Another day, another announcement from Cannes: this time it’s the full Directors’ Fortnight lineup. The section includes new work by Michel Gondry and Ben Wheatley, Raúl Ruiz’s final film, and Rodney Ascher’s acclaimed documentary investigation of the manifold interpretations of Stanley Kubrick’s THE SHINING.
Watching two short documentaries from Sam Green’s once-live UTOPIA IN FOUR MOVEMENTS performance online makes one viewer wonder: Is utopia a state of mind?
Slant’s Ed Gonzalez describes UNA NOCHE, a Havana-set film that made its North American premiere at the Tribeca Film Festival last Thursday, in this way: “Granted unprecedented and unbelievable access to shoot in the city, New York filmmaker [Lucy Mulloy] uses a small army of nonprofessional actors, the very pawns of Fidel Castro’s revolution, to tell the story of three disillusioned teenagers who make the fateful choice of leaving their homeland behind, to make the treacherous 90-mile journey from Havana to Miami with nothing but the clothes on their backs and a sack full of stolen food.” That story has taken on added resonance now that only of those three actors ended up in New York for the festival: the other two appear to have defected once arriving in Miami.
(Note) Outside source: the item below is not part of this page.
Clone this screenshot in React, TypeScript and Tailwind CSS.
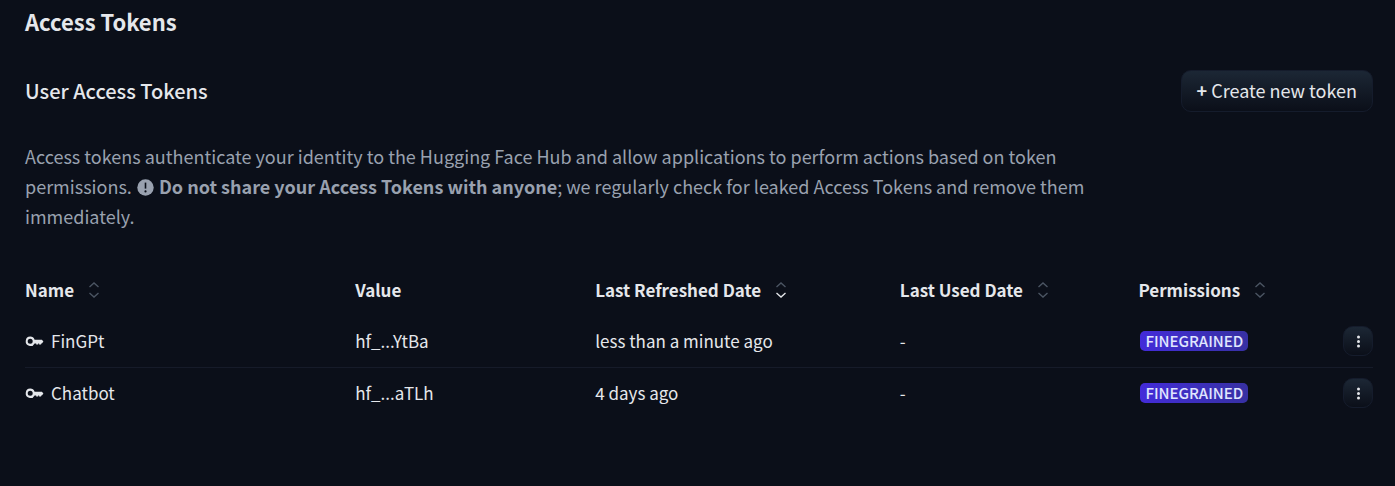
import React from "react";

type SortState = "none" | "desc";

const tokens = [
  { name: "FinGPt", value: "hf_...YtBa", refreshed: "less than a minute ago", used: "-", permission: "FINEGRAINED" },
  { name: "Chatbot", value: "hf_...aTLh", refreshed: "4 days ago", used: "-", permission: "FINEGRAINED" },
];

function KeyIcon() {
  return (
    <svg className="h-5 w-5 shrink-0" viewBox="0 0 20 20" fill="currentColor" aria-hidden="true">
      <path
        fillRule="evenodd"
        d="M5.2 5.6a4.7 4.7 0 0 1 4.4 3.2h7.3l1.5 1.6-1.5 2h-.8v1h-2v-1h-.9v1h-2v-1H9.6A4.7 4.7 0 1 1 5.2 5.6Zm0 2.2a2.5 2.5 0 1 0 0 5 2.5 2.5 0 0 0 0-5Z"
      />
    </svg>
  );
}

function SortIcon({ state }: { state: SortState }) {
  return (
    <svg className="h-4 w-3 shrink-0" viewBox="0 0 12 16" fill="none" strokeWidth="1.3" aria-hidden="true">
      <path d="M1.5 5 6 .9 10.5 5" className="stroke-[#4b5563]" />
      <path d="M1.5 11 6 15.1 10.5 11" className={state === "desc" ? "stroke-gray-200" : "stroke-[#4b5563]"} />
    </svg>
  );
}

function HeaderCell({ label, sort, width }: { label: string; sort?: SortState; width: string }) {
  return (
    <th scope="col" className={`${width} p-0 text-left text-[17px] font-bold`}>
      {sort ? (
        <button type="button" className="flex items-center gap-[14px] whitespace-nowrap">
          {label}
          <SortIcon state={sort} />
        </button>
      ) : (
        label
      )}
    </th>
  );
}

export default function App() {
  return (
    <main className="min-h-screen bg-[#0b0f19] pr-[22px] pb-16 pl-[25px] font-['Noto_Sans_CJK_SC',sans-serif] text-lg text-gray-200">
      <h1 className="pt-[6px] text-[22px] leading-[30px] font-bold">Access Tokens</h1>

      <section className="pt-[34px]">
        <div className="flex items-center justify-between">
          <h2 className="text-[20px] leading-[30px] font-medium">User Access Tokens</h2>
          <button
            type="button"
            className="h-[42px] rounded-[10px] border border-[#151c2c] bg-linear-to-b from-[#1c2735] to-[#0b0f19] px-[15px] pb-[2px] leading-[30px] whitespace-nowrap"
          >
            <span className="font-bold">+</span> Create new token
          </button>
        </div>

        <p className="max-w-[1070px] pt-[29px] leading-[30px] text-gray-400">
          Access tokens authenticate your identity to the Hugging Face Hub and allow applications to perform actions
          based on token permissions.{" "}
          <svg className="mx-px inline h-[17px] w-[17px] align-[-2px]" viewBox="0 0 17 17" aria-hidden="true">
            <circle cx="8.5" cy="8.5" r="8.2" fill="currentColor" />
            <path d="M8.5 3.6v6" stroke="#0b0f19" strokeWidth="1.6" />
            <circle cx="8.5" cy="12.4" r="1.1" fill="#0b0f19" />
          </svg>{" "}
          <strong className="font-bold">Do not share your Access Tokens with anyone</strong>; we regularly check for
          leaked Access Tokens and remove them immediately.
        </p>

        <table className="mt-[33px] w-full table-fixed border-collapse text-[17px]">
          <thead>
            <tr className="h-[52px]">
              <HeaderCell label="Name" sort="none" width="w-[24.5%]" />
              <HeaderCell label="Value" width="w-[17.8%]" />
              <HeaderCell label="Last Refreshed Date" sort="desc" width="w-[22.6%]" />
              <HeaderCell label="Last Used Date" sort="none" width="w-[17.7%]" />
              <HeaderCell label="Permissions" sort="none" width="w-[12%]" />
              <th className="p-0" aria-label="Actions" />
            </tr>
          </thead>
          <tbody>
            {tokens.map((token) => (
              <tr key={token.name} className="h-[51px] border-b border-[#161b29] last:border-b-0">
                <td className="p-0">
                  <div className="flex items-center gap-[6px]">
                    <KeyIcon />
                    {token.name}
                  </div>
                </td>
                <td className="p-0">{token.value}</td>
                <td className="p-0">{token.refreshed}</td>
                <td className="p-0">{token.used}</td>
                <td className="p-0">
                  <div className="flex pl-[2px]">
                    <span className="rounded-[5px] bg-linear-to-r from-[#432bd9] to-[#3730a3] px-[5px] text-[15px] leading-5 font-medium text-indigo-100">
                      {token.permission}
                    </span>
                  </div>
                </td>
                <td className="p-0">
                  <button
                    type="button"
                    aria-label={`Options for ${token.name}`}
                    className="ml-auto flex h-[30px] w-[30px] items-center justify-center rounded-[10px] border border-[#151c2c] bg-linear-to-b from-[#1c2735] to-[#0b0f19]"
                  >
                    <svg className="h-4 w-4" viewBox="0 0 16 16" fill="currentColor" aria-hidden="true">
                      <circle cx="8.5" cy="4" r="1.5" />
                      <circle cx="8.5" cy="8.5" r="1.5" />
                      <circle cx="8.5" cy="13" r="1.5" />
                    </svg>
                  </button>
                </td>
              </tr>
            ))}
          </tbody>
        </table>
      </section>
    </main>
  );
}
Roger Ebert’s annual showcase of independently minded films rescues unfairly forgotten gems.
The Buenos Aires Festival Internacional de Cine Independiente (BAFICI) wrapped over the weekend, with the award in the International Official Selection going to the Israeli film POLICEMAN. The critics’ FIPRESCI award went to Céline Sciamma’s TOMBOY, which also nabbed Best Actress for Zoé Heran’s performance.
The Los Angeles press has been rehashing Rich Ross’s resignation as chairman of Walt Disney Studios. “Smart as he is, Ross’s learning curve was just too steep,” writes Anne Thompson for Indiewire. She goes on to describe JOHN CARTER as “a tsunami disaster that no studio chief could survive.”
Sam Green uses visual poetry and other universal languages—music, gesture, and movement—to tell the story of Esperanto.